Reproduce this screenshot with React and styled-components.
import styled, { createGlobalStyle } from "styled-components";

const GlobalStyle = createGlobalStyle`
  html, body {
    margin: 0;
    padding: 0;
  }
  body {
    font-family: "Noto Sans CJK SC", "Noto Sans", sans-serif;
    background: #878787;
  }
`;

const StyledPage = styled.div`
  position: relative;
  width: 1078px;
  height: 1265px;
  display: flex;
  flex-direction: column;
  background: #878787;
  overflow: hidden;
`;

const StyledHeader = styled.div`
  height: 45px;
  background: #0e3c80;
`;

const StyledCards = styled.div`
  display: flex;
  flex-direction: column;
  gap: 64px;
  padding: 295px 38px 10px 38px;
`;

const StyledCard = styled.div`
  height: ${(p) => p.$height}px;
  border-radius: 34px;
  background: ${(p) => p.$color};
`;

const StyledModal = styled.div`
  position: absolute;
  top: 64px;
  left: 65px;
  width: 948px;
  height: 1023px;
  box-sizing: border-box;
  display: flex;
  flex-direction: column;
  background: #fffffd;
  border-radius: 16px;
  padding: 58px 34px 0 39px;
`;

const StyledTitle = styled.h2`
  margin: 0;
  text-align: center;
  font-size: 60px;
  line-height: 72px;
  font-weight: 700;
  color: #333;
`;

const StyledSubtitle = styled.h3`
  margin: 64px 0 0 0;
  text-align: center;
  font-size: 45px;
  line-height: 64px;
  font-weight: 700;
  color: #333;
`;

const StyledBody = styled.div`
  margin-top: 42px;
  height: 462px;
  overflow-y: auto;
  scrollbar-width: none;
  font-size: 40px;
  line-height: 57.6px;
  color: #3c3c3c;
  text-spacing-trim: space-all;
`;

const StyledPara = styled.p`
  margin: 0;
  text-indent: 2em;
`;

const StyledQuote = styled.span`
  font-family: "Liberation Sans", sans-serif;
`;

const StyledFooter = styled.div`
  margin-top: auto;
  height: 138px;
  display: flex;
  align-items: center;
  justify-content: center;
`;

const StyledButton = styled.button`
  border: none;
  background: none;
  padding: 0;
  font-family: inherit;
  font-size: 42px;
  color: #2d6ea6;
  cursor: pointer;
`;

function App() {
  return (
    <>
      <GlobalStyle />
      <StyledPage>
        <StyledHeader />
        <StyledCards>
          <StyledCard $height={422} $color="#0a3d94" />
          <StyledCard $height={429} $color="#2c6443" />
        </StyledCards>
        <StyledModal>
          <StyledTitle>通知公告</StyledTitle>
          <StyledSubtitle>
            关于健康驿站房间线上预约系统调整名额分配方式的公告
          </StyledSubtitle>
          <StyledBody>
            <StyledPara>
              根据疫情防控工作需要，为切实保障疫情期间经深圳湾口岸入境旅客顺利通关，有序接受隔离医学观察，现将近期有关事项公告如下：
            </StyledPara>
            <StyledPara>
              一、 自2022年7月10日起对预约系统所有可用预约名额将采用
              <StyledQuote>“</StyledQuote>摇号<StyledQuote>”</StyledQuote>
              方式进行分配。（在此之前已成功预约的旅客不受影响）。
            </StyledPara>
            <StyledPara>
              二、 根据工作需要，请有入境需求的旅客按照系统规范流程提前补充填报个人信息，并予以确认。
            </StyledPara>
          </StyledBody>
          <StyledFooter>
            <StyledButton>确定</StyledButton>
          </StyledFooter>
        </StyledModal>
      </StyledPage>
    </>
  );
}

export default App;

Work instructions: Print the material above once more, exactly.

Written response:
Reproduce this screenshot with React and styled-components.
import styled, { createGlobalStyle } from "styled-components";

const GlobalStyle = createGlobalStyle`
  html, body {
    margin: 0;
    padding: 0;
  }
  body {
    font-family: "Noto Sans CJK SC", "Noto Sans", sans-serif;
    background: #878787;
  }
`;

const StyledPage = styled.div`
  position: relative;
  width: 1078px;
  height: 1265px;
  display: flex;
  flex-direction: column;
  background: #878787;
  overflow: hidden;
`;

const StyledHeader = styled.div`
  height: 45px;
  background: #0e3c80;
`;

const StyledCards = styled.div`
  display: flex;
  flex-direction: column;
  gap: 64px;
  padding: 295px 38px 10px 38px;
`;

const StyledCard = styled.div`
  height: ${(p) => p.$height}px;
  border-radius: 34px;
  background: ${(p) => p.$color};
`;

const StyledModal = styled.div`
  position: absolute;
  top: 64px;
  left: 65px;
  width: 948px;
  height: 1023px;
  box-sizing: border-box;
  display: flex;
  flex-direction: column;
  background: #fffffd;
  border-radius: 16px;
  padding: 58px 34px 0 39px;
`;

const StyledTitle = styled.h2`
  margin: 0;
  text-align: center;
  font-size: 60px;
  line-height: 72px;
  font-weight: 700;
  color: #333;
`;

const StyledSubtitle = styled.h3`
  margin: 64px 0 0 0;
  text-align: center;
  font-size: 45px;
  line-height: 64px;
  font-weight: 700;
  color: #333;
`;

const StyledBody = styled.div`
  margin-top: 42px;
  height: 462px;
  overflow-y: auto;
  scrollbar-width: none;
  font-size: 40px;
  line-height: 57.6px;
  color: #3c3c3c;
  text-spacing-trim: space-all;
`;

const StyledPara = styled.p`
  margin: 0;
  text-indent: 2em;
`;

const StyledQuote = styled.span`
  font-family: "Liberation Sans", sans-serif;
`;

const StyledFooter = styled.div`
  margin-top: auto;
  height: 138px;
  display: flex;
  align-items: center;
  justify-content: center;
`;

const StyledButton = styled.button`
  border: none;
  background: none;
  padding: 0;
  font-family: inherit;
  font-size: 42px;
  color: #2d6ea6;
  cursor: pointer;
`;

function App() {
  return (
    <>
      <GlobalStyle />
      <StyledPage>
        <StyledHeader />
        <StyledCards>
          <StyledCard $height={422} $color="#0a3d94" />
          <StyledCard $height={429} $color="#2c6443" />
        </StyledCards>
        <StyledModal>
          <StyledTitle>通知公告</StyledTitle>
          <StyledSubtitle>
            关于健康驿站房间线上预约系统调整名额分配方式的公告
          </StyledSubtitle>
          <StyledBody>
            <StyledPara>
              根据疫情防控工作需要，为切实保障疫情期间经深圳湾口岸入境旅客顺利通关，有序接受隔离医学观察，现将近期有关事项公告如下：
            </StyledPara>
            <StyledPara>
              一、 自2022年7月10日起对预约系统所有可用预约名额将采用
              <StyledQuote>“</StyledQuote>摇号<StyledQuote>”</StyledQuote>
              方式进行分配。（在此之前已成功预约的旅客不受影响）。
            </StyledPara>
            <StyledPara>
              二、 根据工作需要，请有入境需求的旅客按照系统规范流程提前补充填报个人信息，并予以确认。
            </StyledPara>
          </StyledBody>
          <StyledFooter>
            <StyledButton>确定</StyledButton>
          </StyledFooter>
        </StyledModal>
      </StyledPage>
    </>
  );
}

export default App;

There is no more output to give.